American football is een heel boeiend fenomeen. Als zo’n spelletje zo populair is in Amerika omdat het zo nauw aansluit bij hun cultuur, maar wij vinden het zo raar en idioot, waarom vinden wij die managementmethoden en –technieken, die één op één American football zijn, dan wel zo boeiend?’
Schrijven
Hoewel Peters veel gepubliceerd heeft, ziet hij zichzelf niet als schrijver. ‘Schrijven is mijn hobby, mijn manier van leren en reflecteren. Als ik schrijf, ontstaat er iets van een compositie waardoor je op een of andere manier boven jezelf uitstijgt. Dat bereik ik niet als ik mezelf niet dwing om te gaan schrijven. Het dwingt me ook om te blijven lezen. Als ik bijvoorbeeld boeken recenseer, wil ik het boek van A tot Z gelezen hebben. In mijn schrijven kan ik ook wat onafhankelijker denken dan als ik in een klantsituatie zit, waar je toch altijd in termen van nuttigheid moet denken. Als ik schrijf, hoeft dat niet. Schrijven is worden wie je bent. De boeken zijn steeds meer van mij en komen steeds dichter bij mij.’
Kredietcrisis
Door de economische en kredietcrisis komen de onderwerpen waar Peters zich mee bezig houdt steeds meer in de schijnwerpers te staan. ‘Als ik een jaar geleden een verhaal hield over het Rijnlandse model werd ik nog uitgefloten en kreeg ik allemaal artikelen toegestuurd over hoe achterhaald het was. Maar nu lijkt ineens iedereen Rijnlander, ik las in De Volkskrant nog een artikel over de merkwaardige vermenigvuldiging van de Rijnlanders. Waarschijnlijk zitten daar veel mensen bij die nauwelijks kennis hebben genomen van wat het is. Probleem daarbij is dat het Rijnlandse model een ander paradigma is. Je moet het eerst op je in laten werken en ervaren; je kunt ook geen schriftelijke cursus zwemmen doen. Mensen vinden dat lastig in een wereld waar we van papier weten hoe een ei smaakt.’

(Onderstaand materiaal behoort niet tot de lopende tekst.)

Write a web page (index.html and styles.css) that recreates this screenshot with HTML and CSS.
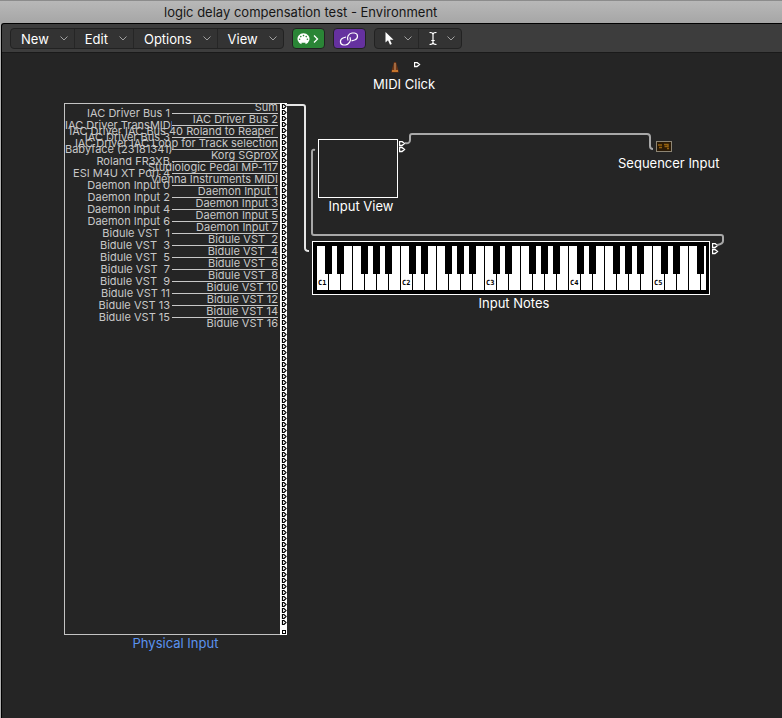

De organisatieactivist Peters heeft een uitgesproken mening die hij niet onder stoelen of banken steekt in publicaties en lezingen. Maar bij zijn werk als organisatieadviseur en interim-manager staat hij zelf met zijn poten in de modder en wordt met zijn ideeën geconfronteerd. ‘Ik krijg natuurlijk regelmatig verwijten dat ze iets niet Rijnlands vinden of dat ze mij op een bepaald moment ook intensief vinden. Mensen hebben wel het idee dat ik het goed bedoel, maar hebben daar wat toelichting bij nodig. Ik stel bijvoorbeeld ook targets, maar ik stel altijd targets in minimum. In de trant van: ‘als we dit niet realiseren, worden de salarissen niet terugverdiend en moeten we op een of andere manier maatregelen treffen, dus doe je best’. Dat is toch vaak een andere aanpak dan ze gewend zijn. Hoewel ik regelmatig gekapitteld word of ik wel consistent handel volgens de lijn die ik zelf heb uitgezet, heb ik daar geen moeite mee. Ik hoef me niet anders voor te doen en niets anders te vertellen dan ik zelf ben, omdat die boeken dicht bij me staan.’